The path to quantum safety for Decred is technically feasible and architecturally less tortured than for Bitcoin, but it requires a formal proposal, stakeholder consensus, wallet-level implementation, and a coordinated migration period. None of those steps have been formally initiated. For holders evaluating DCR through a quantum-risk lens, "structurally prepared but not yet migrated" is the accurate characterization.
Frequently Asked Questions
Is Decred quantum safe right now?
No. Decred currently uses ECDSA (secp256k1), Schnorr (secp256k1), and Ed25519 signature schemes. All three rely on the elliptic-curve discrete logarithm problem, which Shor's algorithm can solve on a cryptographically-relevant quantum computer. Decred is not quantum safe today, although its algorithm-agility architecture makes a future migration more feasible than on chains like Bitcoin.
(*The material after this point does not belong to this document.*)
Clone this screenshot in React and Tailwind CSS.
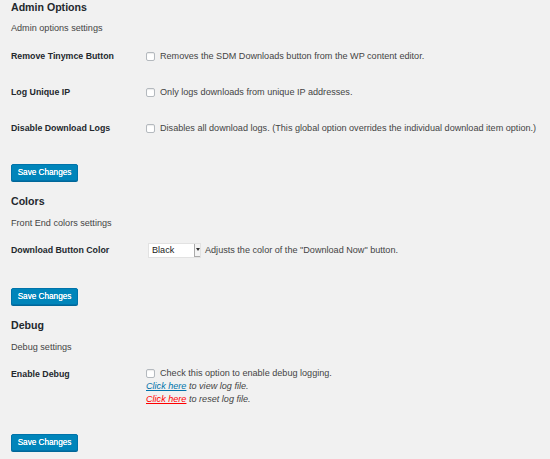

Does Ed25519 in Decred provide any quantum resistance?
No. Ed25519 (EdDSA over Curve25519) is faster and has a cleaner classical security proof than ECDSA, but it shares the same fundamental hardness assumption — the elliptic-curve discrete logarithm problem — which Shor's algorithm breaks. Its inclusion improves Decred's classical security profile but offers no additional protection against a quantum adversary.
What is Q-day and why does it matter for DCR holders?
Q-day is the anticipated point at which a quantum computer becomes powerful enough to break 256-bit elliptic-curve cryptography in a practical timeframe. For DCR holders, it means any address whose public key is already visible on-chain (i.e., has been used in at least one outgoing transaction) could have its private key derived by a CRQC operator, enabling theft of those funds. NIST and NSA assessments generally place meaningful risk in the 2030–2040 window, with earlier tail-risk scenarios possible.
Has Decred proposed a post-quantum migration plan?
As of mid-2025, no formal Decred Change Proposal (DCP) for post-quantum signatures has reached active development status. Decred's algorithm-agility design and on-chain governance via Politeia provide the infrastructure to execute such a migration, but the formal proposal, vote, and implementation phases have not been initiated publicly.
Which post-quantum signature schemes would be most suitable for Decred?
CRYSTALS-Dilithium (NIST FIPS 204) and FALCON (NIST FIPS 206) are the strongest candidates. Dilithium offers a robust security proof and around 2.4 KB signatures, making it practical for a UTXO chain. FALCON is more compact at ~700 bytes but is complex to implement safely. Hash-based schemes like SPHINCS+ are too large for routine on-chain use at current block-size parameters.
What can a Decred holder do today to reduce quantum risk?
Key steps include: avoiding address reuse (keeps public keys off-chain until a transaction is broadcast), monitoring Decred's Politeia governance forum for any PQC proposals, understanding that hardware wallets protect against classical threats but not quantum attacks on exposed public keys, and considering diversification into purpose-built post-quantum infrastructure for holdings where quantum risk tolerance is low.